Begin

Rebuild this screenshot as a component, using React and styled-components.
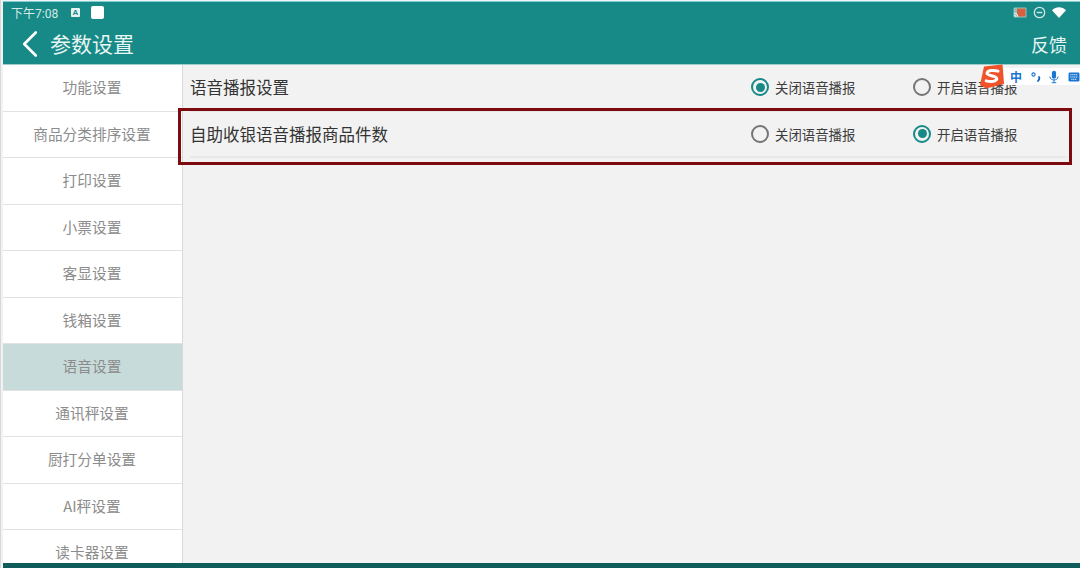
import React from "react";
import styled, { createGlobalStyle } from "styled-components";
import { ChevronLeft } from "lucide-react";

const GlobalStyle = createGlobalStyle`
  html, body {
    margin: 0;
    padding: 0;
    height: 568px;
    overflow: hidden;
    background: #f2f2f2;
  }
  * {
    box-sizing: border-box;
  }
`;

const menuItems = [
  "功能设置",
  "商品分类排序设置",
  "打印设置",
  "小票设置",
  "客显设置",
  "钱箱设置",
  "语音设置",
  "通讯秤设置",
  "厨打分单设置",
  "AI秤设置",
  "读卡器设置",
];

const settings = [
  { title: "语音播报设置", checked: 0 },
  { title: "自助收银语音播报商品件数", checked: 1 },
];

function Radio({ on, children }) {
  return (
    <RadioItem>
      <RadioCircle $on={on} />
      {children}
    </RadioItem>
  );
}

export default function App() {
  return (
    <Page>
      <GlobalStyle />
      <Header>
        <StatusBar>
          <Clock>下午7:08</Clock>
          <NoteIcon>A</NoteIcon>
          <WhiteSquare />
          <StatusRight>
            <svg width="14" height="11" viewBox="0 0 14 11">
              <rect x="0.5" y="0.5" width="13" height="10" rx="1" fill="#8fc4bd" />
              <rect x="4" y="1.500" width="8.500" height="8" fill="#d9603f" />
              <path d="M1 6a4 4 0 0 1 4 4M1 8a2 2 0 0 1 2 2" stroke="#e8f3f1" fill="none" />
            </svg>
            <svg width="13" height="13" viewBox="0 0 13 13">
              <circle cx="6.5" cy="6.5" r="5.2" fill="none" stroke="#cfe5e2" strokeWidth="1.3" />
              <path d="M3.7 6.5h5.6" stroke="#cfe5e2" strokeWidth="1.4" />
            </svg>
            <svg width="14" height="11" viewBox="0 0 14 11">
              <path d="M0 3.2C3.8-.9 10.200-.9 14 3.200L7 11z" fill="#fff" />
            </svg>
          </StatusRight>
        </StatusBar>
        <TitleBar>
          <BackIcon size={46} strokeWidth={1.4} />
          <Title>参数设置</Title>
          <Feedback>反馈</Feedback>
        </TitleBar>
      </Header>
      <Body>
        <Sidebar>
          {menuItems.map((item) => (
            <MenuItem key={item} $active={item === "语音设置"}>
              {item}
            </MenuItem>
          ))}
        </Sidebar>
        <Content>
          {settings.map((row) => (
            <SettingRow key={row.title}>
              <RowTitle>{row.title}</RowTitle>
              <Options>
                <Radio on={row.checked === 0}>关闭语音播报</Radio>
                <Radio on={row.checked === 1}>开启语音播报</Radio>
              </Options>
            </SettingRow>
          ))}
        </Content>
      </Body>
      <BottomBar />
      <Highlight />
      <ImeBar>
        <ImeLogo>
          <svg width="26" height="25" viewBox="0 0 26 25">
            <path d="M5 2.500 23.500 0.500 25 20 7 24.500 1 21z" fill="#f0522a" />
            <path
              d="M19 7.200C15 5.800 8.500 6.300 8 9.300c-.4 2.800 10 2 9.800 5.400-.2 2.800-6 3.600-10.600 2.200"
              fill="none"
              stroke="#fff"
              strokeWidth="3"
              strokeLinecap="round"
            />
          </svg>
        </ImeLogo>
        <ImeText>中</ImeText>
        <ImeDots>
          <svg width="10" height="12" viewBox="0 0 10 12">
            <circle cx="2.500" cy="3.500" r="1.600" fill="none" stroke="#1976d2" strokeWidth="1.100" />
            <path d="M8 6c.8 1.200 0 2.800-1 4" fill="none" stroke="#1565c0" strokeWidth="1.800" strokeLinecap="round" />
          </svg>
        </ImeDots>
        <svg width="10" height="14" viewBox="0 0 11 14">
          <rect x="3.200" y="0" width="4.600" height="9" rx="2.300" fill="#1976d2" />
          <path d="M1 6.500c0 5 9 5 9 0M5.500 10v3M3 13.300h5" fill="none" stroke="#1976d2" strokeWidth="1.100" />
        </svg>
        <svg width="12" height="10" viewBox="0 0 13 11">
          <rect x="0.500" y="0.500" width="12" height="10" rx="1.500" fill="#1976d2" />
          <path d="M2.500 3h8M2.500 5.500h8M3.500 8h6" stroke="#fff" strokeWidth="1.100" strokeDasharray="1.300 .8" />
        </svg>
      </ImeBar>
    </Page>
  );
}

const Page = styled.div`
  position: relative;
  display: flex;
  flex-direction: column;
  width: 1080px;
  height: 568px;
  padding-left: 2px;
  padding-top: 1px;
  overflow: hidden;
  background: #f2f2f2;
  font-family: "Noto Sans CJK SC", "Liberation Sans", sans-serif;
  border-left: 1px solid #d8d8d8;
`;

const Header = styled.header`
  flex: 0 0 64px;
  background: #178a87;
  border-top: 1px solid #7fd0d6;
  border-bottom: 1px solid #9fcfcb;
  color: #fff;
`;

const StatusBar = styled.div`
  display: flex;
  align-items: center;
  height: 21px;
  padding: 0 14px 0 8px;
`;

const Clock = styled.span`
  width: 60px;
  font-family: "Roboto", "Noto Sans CJK SC", sans-serif;
  font-size: 12px;
  color: #d5e9e6;
`;

const NoteIcon = styled.span`
  display: flex;
  align-items: center;
  justify-content: center;
  width: 9px;
  height: 9px;
  border-radius: 1px;
  background: #e8f3f1;
  color: #178a87;
  font-family: "Liberation Sans", sans-serif;
  font-size: 8px;
  font-weight: 700;
`;

const WhiteSquare = styled.span`
  width: 13px;
  height: 13px;
  margin-left: 11px;
  border-radius: 2px;
  background: #fff;
`;

const StatusRight = styled.div`
  display: flex;
  align-items: center;
  gap: 6px;
  margin-left: auto;
`;

const TitleBar = styled.div`
  display: flex;
  align-items: center;
  height: 40px;
  padding: 0 13px 0 0;
`;

const BackIcon = styled(ChevronLeft)`
  flex: none;
  margin: 2px 0 0 4px;
  color: #fff;
`;

const Title = styled.h1`
  margin: 0 0 0 -3px;
  font-size: 21px;
  font-weight: 400;
  color: #e9f5f3;
`;

const Feedback = styled.span`
  margin: 2px 0 0 auto;
  font-size: 18px;
  color: #e9f5f3;
`;

const Body = styled.main`
  display: flex;
  flex: 1;
  min-height: 0;
`;

const Sidebar = styled.nav`
  flex: 0 0 180px;
  overflow: hidden;
  background: #fff;
  border-right: 1px solid #d9d9d9;
`;

const MenuItem = styled.div`
  display: flex;
  align-items: center;
  justify-content: center;
  height: 46.500px;
  padding: 0 1px 2px 0;
  font-size: 14.700px;
  color: #8c8c8c;
  background: ${(p) => (p.$active ? "#c7dcda" : "#fff")};
  border-bottom: 1px solid #e2e2e2;
`;

const Content = styled.section`
  flex: 1;
  padding: 0 13px 0 7px;
`;

const SettingRow = styled.div`
  display: flex;
  align-items: center;
  justify-content: space-between;
  height: 46.500px;
  border-bottom: 2px solid #e8e8e8;
`;

const RowTitle = styled.span`
  font-size: 16.500px;
  color: #333;
`;

const Options = styled.div`
  display: flex;
  gap: 58px;
  padding-right: 50px;
`;

const RadioItem = styled.label`
  display: flex;
  align-items: center;
  gap: 6px;
  width: 104px;
  font-size: 13.400px;
  color: #3c3c3c;
  white-space: nowrap;
`;

const RadioCircle = styled.span`
  position: relative;
  flex: 0 0 18px;
  height: 18px;
  border-radius: 50%;
  border: 2px solid ${(p) => (p.$on ? "#178a87" : "#757575")};

  &::after {
    content: "";
    display: ${(p) => (p.$on ? "block" : "none")};
    position: absolute;
    inset: 2.500px;
    border-radius: 50%;
    background: #178a87;
  }
`;

const BottomBar = styled.div`
  flex: 0 0 5px;
  background: #0f5c5a;
`;

const Highlight = styled.div`
  position: absolute;
  left: 177px;
  top: 108px;
  width: 894px;
  height: 57px;
  border: 3px solid #7d0a0e;
  pointer-events: none;
`;

const ImeBar = styled.div`
  position: absolute;
  left: 1003px;
  top: 68px;
  display: flex;
  align-items: center;
  gap: 8.500px;
  width: 76px;
  height: 17px;
  padding-left: 6px;
  background: #fff;
`;

const ImeLogo = styled.div`
  position: absolute;
  left: -25px;
  top: -4px;
  line-height: 0;
`;

const ImeText = styled.span`
  font-size: 12px;
  font-weight: 700;
  color: #1976d2;
`;

const ImeDots = styled.span`
  line-height: 0;
`;
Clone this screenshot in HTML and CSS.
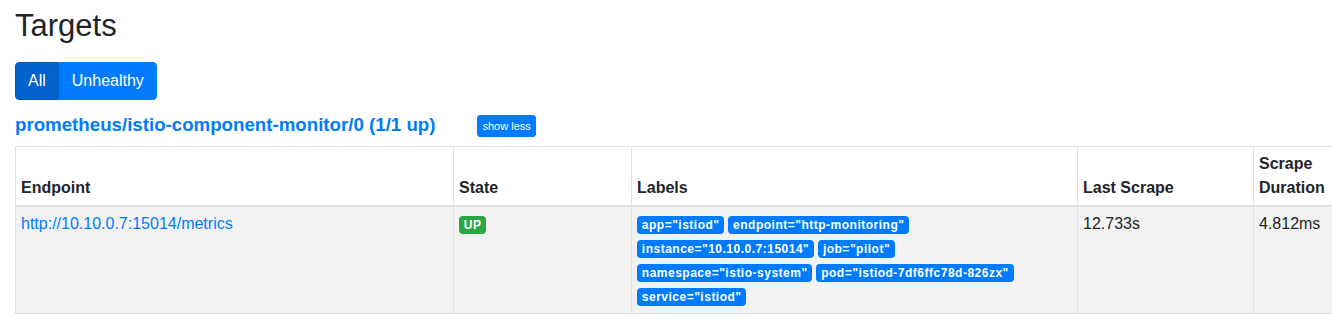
FILE: index.html
```html
<!DOCTYPE html>
<html lang="en">
<head>
    <meta charset="UTF-8">
    <meta name="viewport" content="width=device-width, initial-scale=1.0">
    <title>Targets</title>
    <link rel="stylesheet" href="styles.css">
</head>
<body>
    <div class="container">
        <h2 class="title">Targets</h2>
        <div class="btn-group">
            <button class="btn btn-active">All</button>
            <button class="btn">Unhealthy</button>
        </div>
        <div class="pool-head">
            <a class="pool-name" href="#pool-istio">prometheus/istio-component-monitor/0 (1/1 up)</a>
            <button class="btn-xs">show less</button>
        </div>
        <table class="targets">
            <colgroup>
                <col class="col-endpoint">
                <col class="col-state">
                <col class="col-labels">
                <col class="col-last">
                <col class="col-duration">
            </colgroup>
            <thead>
                <tr>
                    <th>Endpoint</th>
                    <th>State</th>
                    <th>Labels</th>
                    <th>Last Scrape</th>
                    <th>Scrape Duration</th>
                </tr>
            </thead>
            <tbody>
                <tr>
                    <td><a href="#metrics">http://10.10.0.7:15014/metrics</a></td>
                    <td><span class="badge badge-up">UP</span></td>
                    <td><span class="badge">app="istiod"</span><span class="badge">endpoint="http-monitoring"</span><span class="badge">instance="10.10.0.7:15014"</span><span class="badge">job="pilot"</span><span class="badge">namespace="istio-system"</span><span class="badge">pod="istiod-7df6ffc78d-826zx"</span><span class="badge">service="istiod"</span></td>
                    <td>12.733s</td>
                    <td>4.812ms</td>
                </tr>
            </tbody>
        </table>
    </div>
</body>
</html>
```

FILE: styles.css
```css
body {
    margin: 0;
    font-family: "Liberation Sans", Arial, sans-serif;
    font-size: 16px;
    line-height: 1.5;
    color: #212529;
    background: #fff;
    overflow: hidden;
}
a {
    color: #007bff;
    text-decoration: none;
}
.container {
    padding-left: 15px;
}
.title {
    font-size: 31px;
    font-weight: 400;
    line-height: 36px;
    margin: 8px 0 18px;
}
.btn-group {
    display: flex;
}
.btn {
    font-family: inherit;
    font-size: 16px;
    line-height: 24px;
    padding: 6px 12px;
    color: #fff;
    background-color: #007bff;
    border: 1px solid #007bff;
    border-radius: 0;
    cursor: pointer;
}
.btn:first-child {
    border-radius: 4px 0 0 4px;
}
.btn:last-child {
    border-radius: 0 4px 4px 0;
}
.btn-active {
    background-color: #0062cc;
    border-color: #005cbf;
}
.pool-head {
    display: flex;
    align-items: flex-start;
    margin-top: 15px;
    height: 22px;
}
.pool-name {
    font-size: 18.7px;
    font-weight: 700;
    line-height: 19px;
}
.btn-xs {
    margin-left: 42px;
    font-family: inherit;
    font-size: 11px;
    line-height: 16px;
    padding: 2px 4px;
    color: #fff;
    background-color: #007bff;
    border: 1px solid #007bff;
    border-radius: 3px;
    cursor: pointer;
}
.targets {
    margin-top: 9px;
    width: 1320px;
    table-layout: fixed;
    border-collapse: collapse;
}
.col-endpoint { width: 438px; }
.col-state { width: 178px; }
.col-labels { width: 446px; }
.col-last { width: 176px; }
.col-duration { width: 82px; }
.targets th,
.targets td {
    border: 1px solid #dee2e6;
    padding: 5px;
    text-align: left;
    vertical-align: top;
}
.targets th {
    vertical-align: bottom;
    font-weight: 700;
    border-bottom-width: 2px;
}
.targets tbody tr:nth-of-type(odd) {
    background-color: #f2f2f2;
}
.badge {
    display: inline-block;
    margin-right: 4px;
    padding: 3px 4.8px;
    font-size: 12px;
    font-weight: 700;
    line-height: 1;
    letter-spacing: 0.5px;
    color: #fff;
    background-color: #007bff;
    border-radius: 4px;
    white-space: nowrap;
}
.badge-up {
    background-color: #28a745;
}
```
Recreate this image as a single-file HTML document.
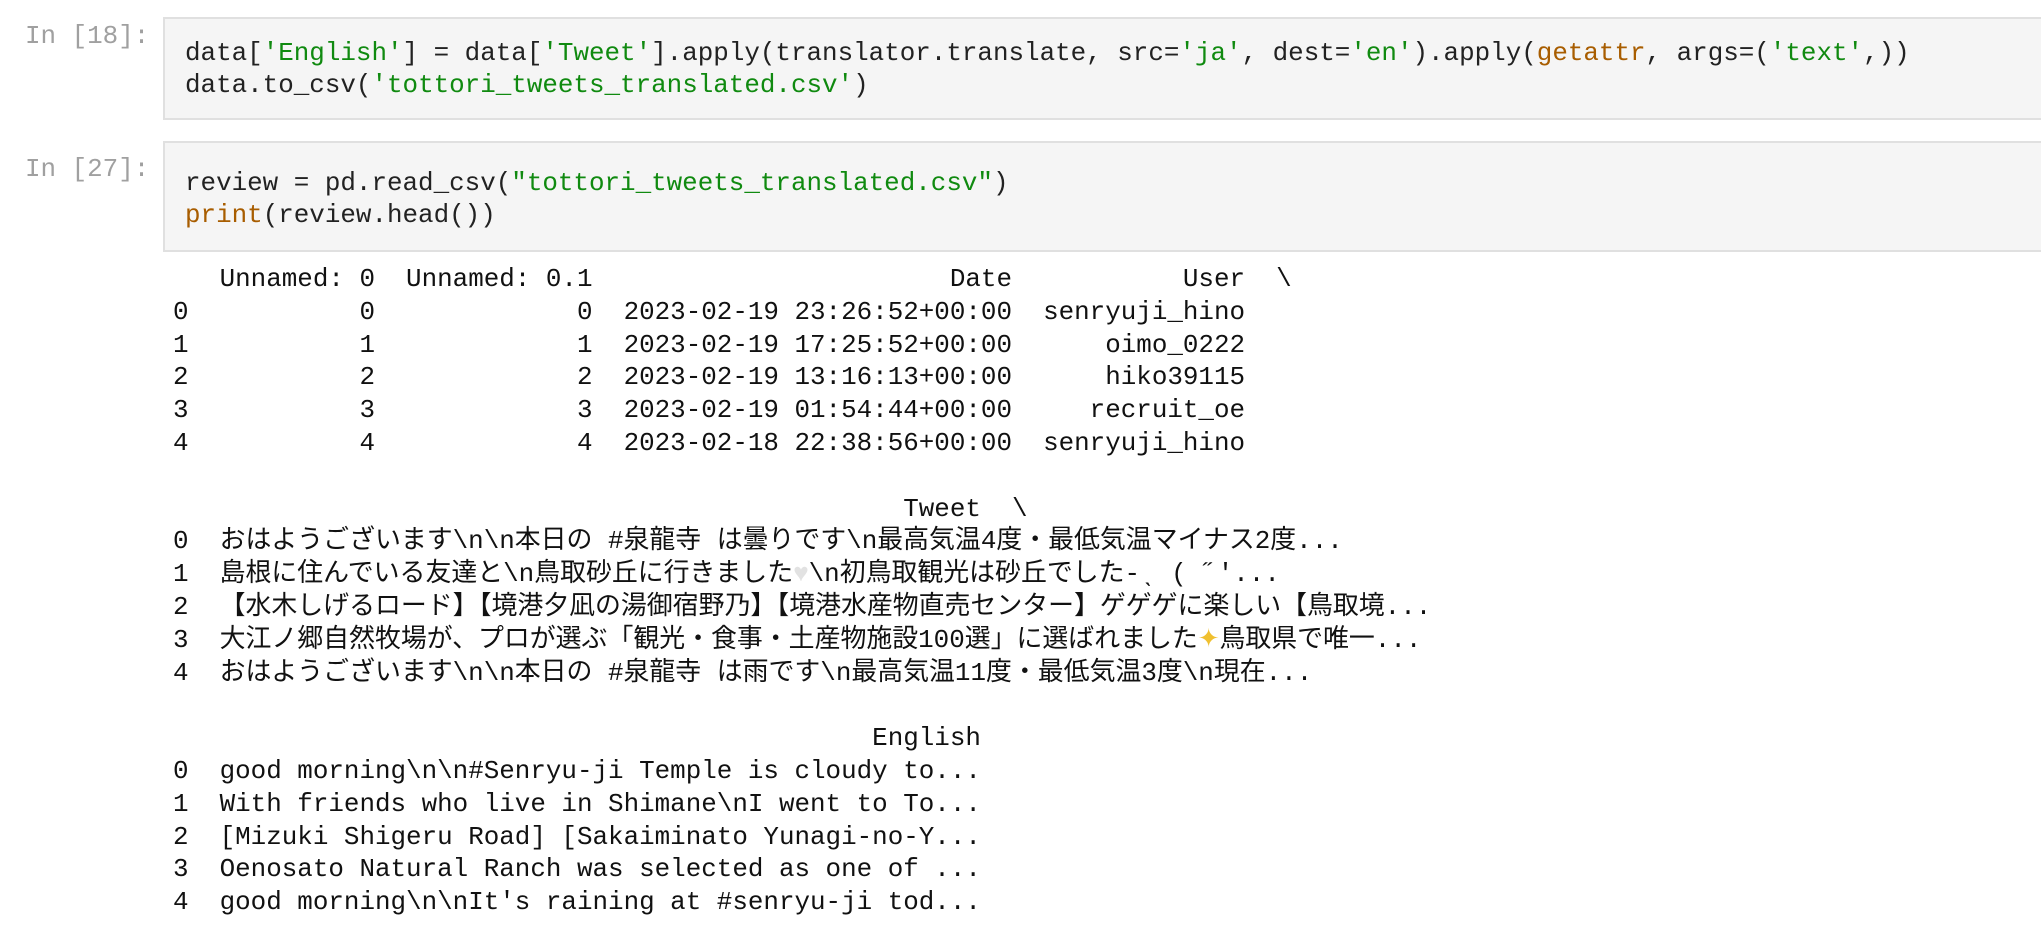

End

- What you need to do:
Say how many lines have the string "screenshot" in them, offering no words beyond the number.

- Solution to the exercise:
2